Kurdas’ (Seven Reasons to Love the Constitution, 2017, etc.) debut novel offers a clever new twist on the often tumultuous relationship between two of America’s Founding Fathers.
In this thought-provoking work, a retired dentist–turned-bookseller discovers a cache of letters in an old map case. The correspondence, which runs from 1801 to 1804, is between John Adams, the nation’s second president, and Alexander Hamilton, its first treasury secretary. Adams and Hamilton of the Federalist Party, which favored a strong central government, were forced from office when Thomas Jefferson and the Democratic-Republicans, which promoted more power at the state level, swept into power in 1800. The two main characters are an unlikely pair.
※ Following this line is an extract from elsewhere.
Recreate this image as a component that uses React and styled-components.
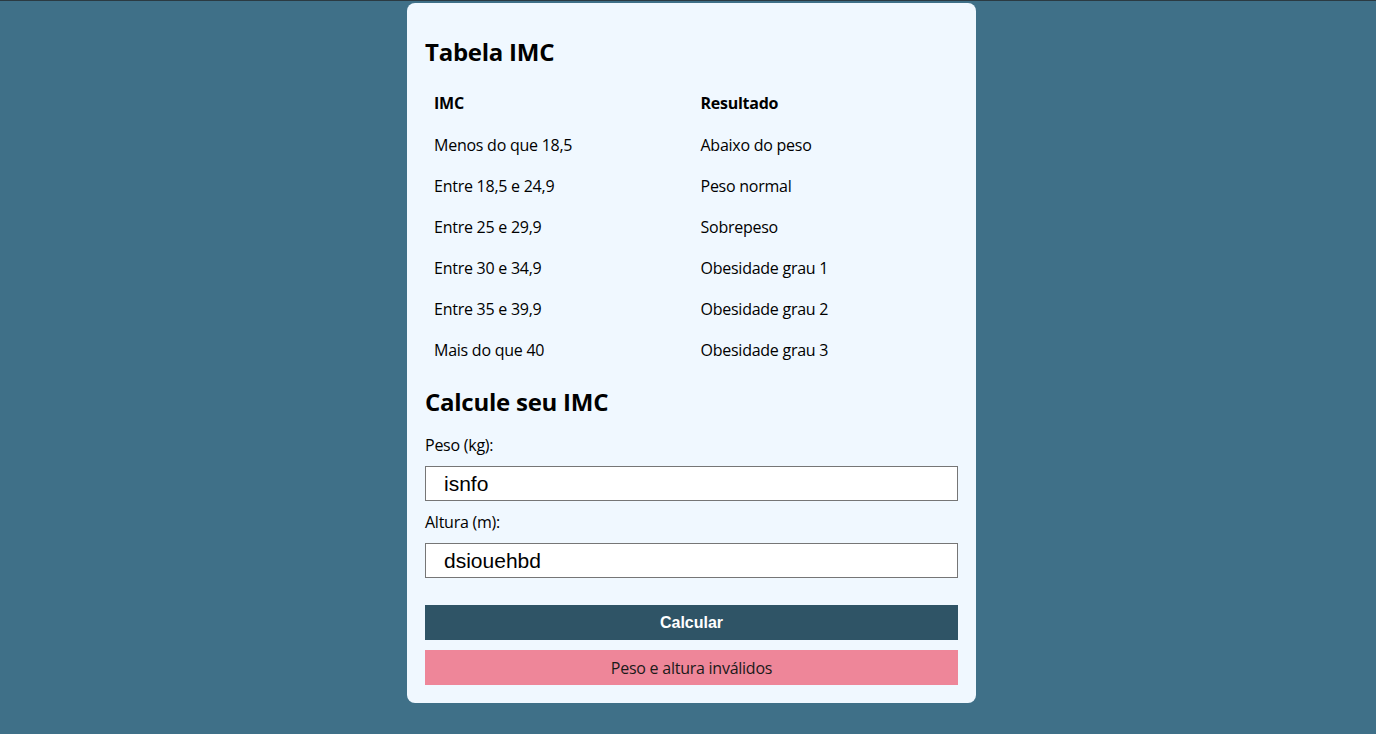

Writing from his home in Quincy, Massachusetts, Adams blames Hamilton—and the Ultras faction of the Federalists, which Hamilton led—for his defeat in 1800: “This will confirm your opinion of me as unrestrained, foolish, tempestuous, even crazy, as you explained at length in your election pamphlet of 1800. I supposed it mattered then.” Hamilton, based in New York City, saw his actions as being what was best for the fledgling United States. Instead, the burr under his saddle is Aaron Burr, Jefferson’s first vice president, who would go on to kill Hamilton in an 1804 duel; Hamilton writes that Burr may be remembered “for committing every possible indecency.” With this novel, Kurdas provides an informative window into the souls of these two correspondents as they debate their philosophical differences, often in the most sarcastic of tones. She also shows that despite their diverging views, the two have much in common. Adams begins his correspondence just after the death of Hamilton’s eldest son, Philip, in an 1801 duel because he can empathize, having lost his own eldest son, Charles, to drink. Both men have been cast aside by the country that they helped found; both have strong, supportive wives; and both take solace in gardening. Under other circumstances, these men might have been friends. These fast-paced missives allow readers to see all the wrong turns that these historic figures took in their lives, leaving a sad sense of what might have been.
A fresh, well-thought-out approach to two legends.